The percussion is fantastic though, comparable to Depeche Mode’s mid-eighties experimentation with atonal machine clanging and bicycle spokes. Like those efforts, Xiu Xiu takes familiar sounds and turns them foreign, even terrifying. A crying baby is played in reverse so that each sob slowly accelerates into an unfamiliar hiccup of sound. The delineating lines between natural and synthesized sounds are shifting constantly, so that sounds that you can usually distinguish without a problem become ambiguous. Trilling birdsongs and maybe flutes are synthesized to evoke the blare of a modem or a panicking alarm clock.
All of this experimentation remains nuanced, on most of the cuts, caged within traditional song structures.

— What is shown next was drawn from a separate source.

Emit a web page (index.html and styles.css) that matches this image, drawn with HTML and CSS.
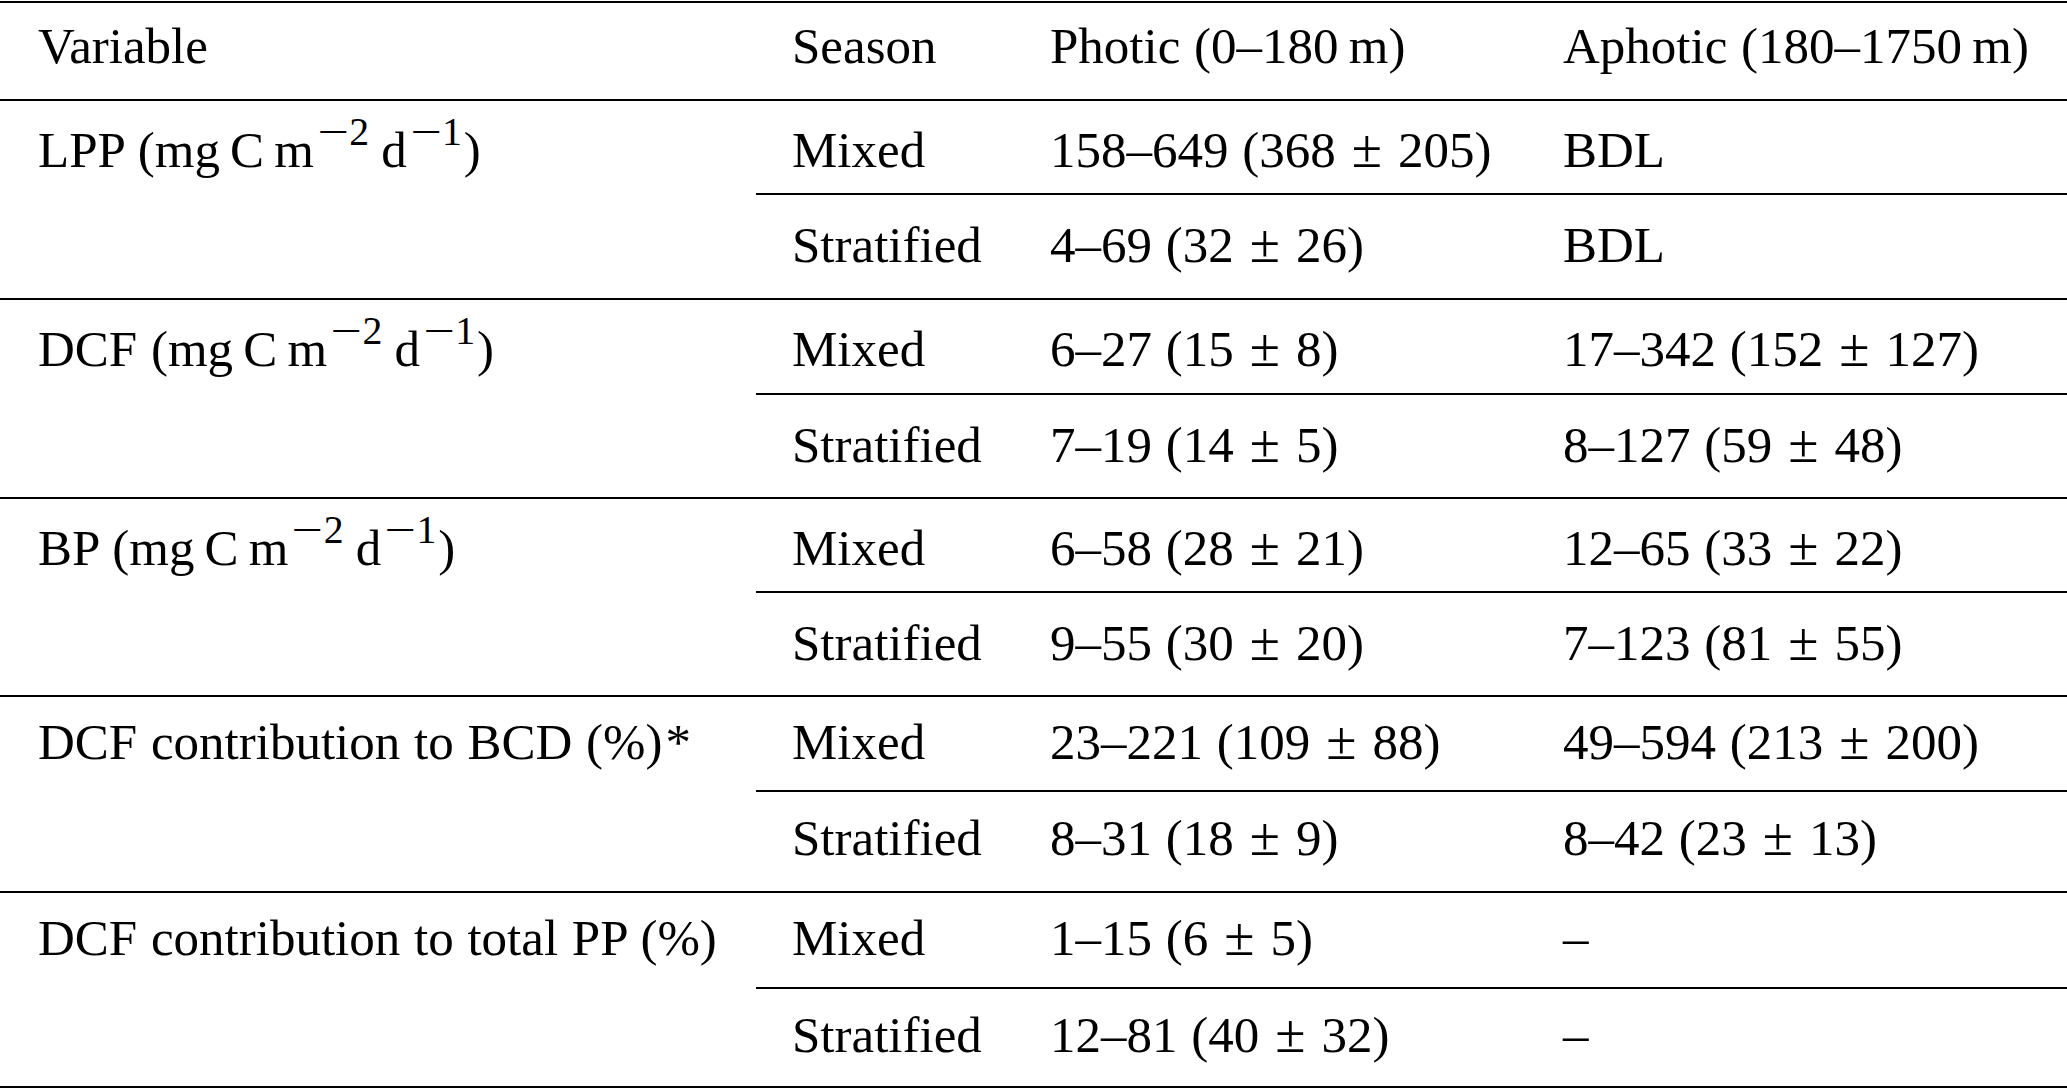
FILE: index.html
```html
<!DOCTYPE html>
<html lang="en">
<head>
<meta charset="utf-8">
<title>Table</title>
<link rel="stylesheet" href="styles.css">
</head>
<body>
<div class="tbl">
  <div class="c c1 hd">Variable</div>
  <div class="c hd">Season</div>
  <div class="c hd">Photic (0–180&thinsp;m)</div>
  <div class="c hd">Aphotic (180–1750&thinsp;m)</div>

  <div class="c c1 grp lo">LPP (mg&thinsp;C&thinsp;m<sup><span class="mn">−</span>2</sup>&thinsp;d<sup><span class="mn">−</span>1</sup>)</div>
  <div class="c lo">Mixed</div>
  <div class="c lo">158–649 (368<span class="pm">±</span>205)</div>
  <div class="c lo">BDL</div>
  <div class="c s2 lo">Stratified</div>
  <div class="c s2 lo">4–69 (32<span class="pm">±</span>26)</div>
  <div class="c s2 lo">BDL</div>

  <div class="c c1 grp lo">DCF (mg&thinsp;C&thinsp;m<sup><span class="mn">−</span>2</sup>&thinsp;d<sup><span class="mn">−</span>1</sup>)</div>
  <div class="c lo">Mixed</div>
  <div class="c lo">6–27 (15<span class="pm">±</span>8)</div>
  <div class="c lo">17–342 (152<span class="pm">±</span>127)</div>
  <div class="c s2 lo">Stratified</div>
  <div class="c s2 lo">7–19 (14<span class="pm">±</span>5)</div>
  <div class="c s2 lo">8–127 (59<span class="pm">±</span>48)</div>

  <div class="c c1 grp lo">BP (mg&thinsp;C&thinsp;m<sup><span class="mn">−</span>2</sup>&thinsp;d<sup><span class="mn">−</span>1</sup>)</div>
  <div class="c lo">Mixed</div>
  <div class="c lo">6–58 (28<span class="pm">±</span>21)</div>
  <div class="c lo">12–65 (33<span class="pm">±</span>22)</div>
  <div class="c s2 lo">Stratified</div>
  <div class="c s2 lo">9–55 (30<span class="pm">±</span>20)</div>
  <div class="c s2 lo">7–123 (81<span class="pm">±</span>55)</div>

  <div class="c c1 grp hi">DCF contribution to BCD (%)<span class="ast">*</span></div>
  <div class="c hi">Mixed</div>
  <div class="c hi">23–221 (109<span class="pm">±</span>88)</div>
  <div class="c hi">49–594 (213<span class="pm">±</span>200)</div>
  <div class="c s2 hi">Stratified</div>
  <div class="c s2 hi">8–31 (18<span class="pm">±</span>9)</div>
  <div class="c s2 hi">8–42 (23<span class="pm">±</span>13)</div>

  <div class="c c1 grp hi">DCF contribution to total PP (%)</div>
  <div class="c hi">Mixed</div>
  <div class="c hi">1–15 (6<span class="pm">±</span>5)</div>
  <div class="c hi">–</div>
  <div class="c s2 hi">Stratified</div>
  <div class="c s2 hi">12–81 (40<span class="pm">±</span>32)</div>
  <div class="c s2 hi">–</div>
</div>
</body>
</html>
```

FILE: styles.css
```css
html, body {
  margin: 0;
  background: #ffffff;
}

body {
  padding-top: 1px;
  font-family: "Liberation Serif", "Times New Roman", serif;
  font-size: 51px;
  color: #000000;
}

.tbl {
  width: 2067px;
  display: grid;
  grid-template-columns: 756px 258px 513px 540px;
  grid-template-rows: 98px 94px 105px 95px 104px 94px 104px 95px 101px 96px 99px;
  border-bottom: 2px solid #000000;
}

.c {
  box-sizing: border-box;
  border-top: 2px solid #000000;
  padding: 21px 0 0 36px;
  line-height: 51px;
  white-space: nowrap;
  word-spacing: 1px;
}

.c1 {
  padding-left: 38px;
}

.grp {
  grid-row: span 2;
}

.hd {
  padding-top: 18px;
}

.lo {
  padding-top: 24px;
}

.lo.s2 {
  padding-top: 25px;
}

.hi {
  padding-top: 20px;
}

.hi.s2 {
  padding-top: 21px;
}

sup {
  font-size: 0.78em;
  line-height: 0;
  vertical-align: 0.55em;
  margin-left: 0;
  margin-right: 0.05em;
}

.mn {
  display: inline-block;
  transform: scaleX(1.4);
  margin: 0 0.12em 0 0.2em;
}

.ast {
  margin-left: 0.06em;
}

.pm {
  font-size: 1.08em;
  line-height: 0;
  margin: 0 0.29em;
}
```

My favorite moments come when the order of the music actually breaks down and the backing elements bottleneck into a kind of jam of noise, and those moments are few and far between. Stewart’s voice spikes into an electronic squeal in the last seconds of “Vulture Piano” and the elements of the song crumble together into a glorious mash. There is also true genius in the song “Bishop, CA,” an anti-war song that suddenly crescendos into 1812 Overture style instrumental reproduction of a battle, while the high strings of a war movie’s climax sing over them. There’s no right way to explain it, but the song is a million miles away from typical protest music clichés.
Even the vocals are scrubbed away at the edges, although they mostly float above the noise. On first listen, I felt like the strength of this album was in the play between Stewart’s voice, which is beautiful and accessible, and the discordant circumstances of it. All these stories, and the sound, express innocence thrown into a crashing, sickening maze. The effect works aesthetically and crushes the mind. Lyrically, Stewart synchronizes beauty and pain, a poetic assembly of disaster.
This album is like a deeply dysfunctional family’s Christmas portrait. Everyone’s in their proper place, all the elements are there. But a vast darkness lurks in the picture, invisible in plain view. It’s something about the frozen smiles, the images of togetherness, dad’s hand resting around mom’s waist – it’s all such obvious trompe l’oeil.
The gentleness of The Air Force, its beautifully voiced horror stories and twisted choruses, the twinkling chimes overwhelmed by harsh electronics and drums, somehow remain constrained, and in their constraint create a sense of unease and irreplaceable damage. Good luck with it.